The Fiduciary Rule was developed by the Department of Labor (DOL) to apply the definition of an “Investment Advice Fiduciary” under ERISA law to all retirement accounts, with the goal of increasing protection for retirement-account owners. This new rule is scheduled to be phased in from April 10th of this year through January 1, 2018. The gist is to ensure that advisors can no longer earn commissions or other forms of conflicted-advice compensation from retirement accounts unless they commit to a fiduciary standard.
To understand why the DOL considers this rule necessary, consider that one of the most common scenarios for providing investment advice on retirement accounts involves rolling over or transferring retirement accounts, for instance, from an employer’s 401k plan to a rollover IRA or from one IRA at a particular institution to another managed by the recommending advisor. Since the advisor is recommending an action for which he will be paid in the future, the DOL believes (and we strongly agree) that the advisor has an obligation to make sure his recommendation is in the best interest of the client, to diligently document the basis of his recommendation, and to be transparent about the research.
We find it hard to understand why any consumer would object to the rule — yet easy to understand why advisors might. For some insight into this, let’s review the details of the DOL rule, which will require that an advisor explicitly and proactively do the following with respect to recommending a retirement account rollover or transfer:
Acknowledge fiduciary status with respect to investment advice to the retirement investor
Adhere to “Impartial Conduct Standards” which requires the fiduciary advisor to:
- Give advice that is in the client’s best interest,
- Charge no more than “reasonable compensation”; and
- Make no misleading statements about investment transactions, compensation, and conflicts of interest.
Implement policies and procedures reasonably and prudently designed to prevent violations of the Impartial Conduct Standards
Refrain from giving or using incentives for advisers to act contrary to the client’s best interest
Fairly disclose the fees, compensation, and Material Conflicts of Interest associated with their recommendations
In response to the threat of the new rule, Merrill Lynch and Morgan Stanley are disclosing fees and revamping their policies and offerings. Still, advisors, brokers, and other interested parties take umbrage at what they see as excessive regulation. There is a hue and cry of how, in the end, it’s going to hurt consumers and limit choice. As reported by CNBC on Dec 13th, the brokerage industry is hoping Trump will take up the fight against the rule. "To this point, litigation has been the only hope to stop the DOL rule, but now there are additional avenues to [achieve that]," said David Bellaire, Executive Vice President and General Counsel for the Financial Services Institute. His organization is part of a coalition of business groups that has filed suit in a Texas court to stop the DOL rule.
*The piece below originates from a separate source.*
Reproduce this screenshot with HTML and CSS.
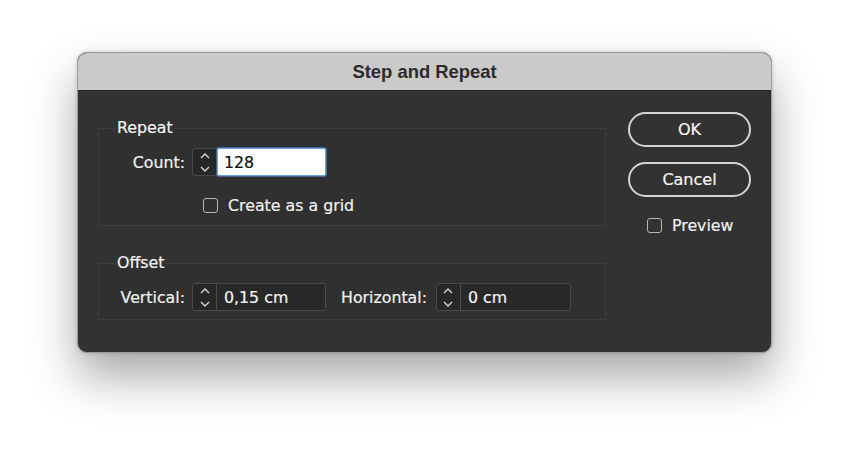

All we at Parkside can say about these regulations is “Hallelujah!” Finally, all advisors will be required to act in their clients’ best interests. Inevitably, retirement-plan administrators and custodians will provide more transparency about fees and expenses. Consumers will get to see whether they or their employers are paying 401(k) plan expenses, whether they are paying more for their plan’s investment offerings than they would pay elsewhere, what they pay for, and what they receive with regard to financial planning and other services and plan features. I wouldn’t be surprised if a generally accepted disclosure document results, where a consumer can easily compare the costs and benefits of their current account to another advisor’s or institution’s offering.
Whether the rule is repealed, implemented as is, or extended to all investment advice, the issue has raised public awareness, and I hope that consumers will hold their advisors to this standard regardless of the outcome. In fact, though the DOL rule applies only to retirement accounts, I would like to see the SEC implement a similar standard for non-retirement accounts.
Finally, I’d like to clarify the use of the label fiduciary. While the concept of a fiduciary is clear — “a person to whom property or power is entrusted for the benefit of another” — the implementation of that duty differs according to the enforcement agencies. In the realm of investment advice and management, there are three sources of fiduciary responsibilities: the DOL, the SEC, and the CFP Board. I’ve discussed the DOL fiduciary rule here at length. The SEC’s fiduciary duty stems from the Investment Adviser’s Act of 1940 requirement that advisors not be fraudulent, deceptive, or manipulative to consumers, as interpreted in a subsequent Supreme Court ruling.
Interestingly, the broadest implementation of the fiduciary standard is the one applied by the CFP Board to all CFP® certificants who are providing financial planning: to act in a client’s best interest in all elements of providing advice. As a planning-centered wealth manager, we at Parkside certainly apply this standard in all of our work.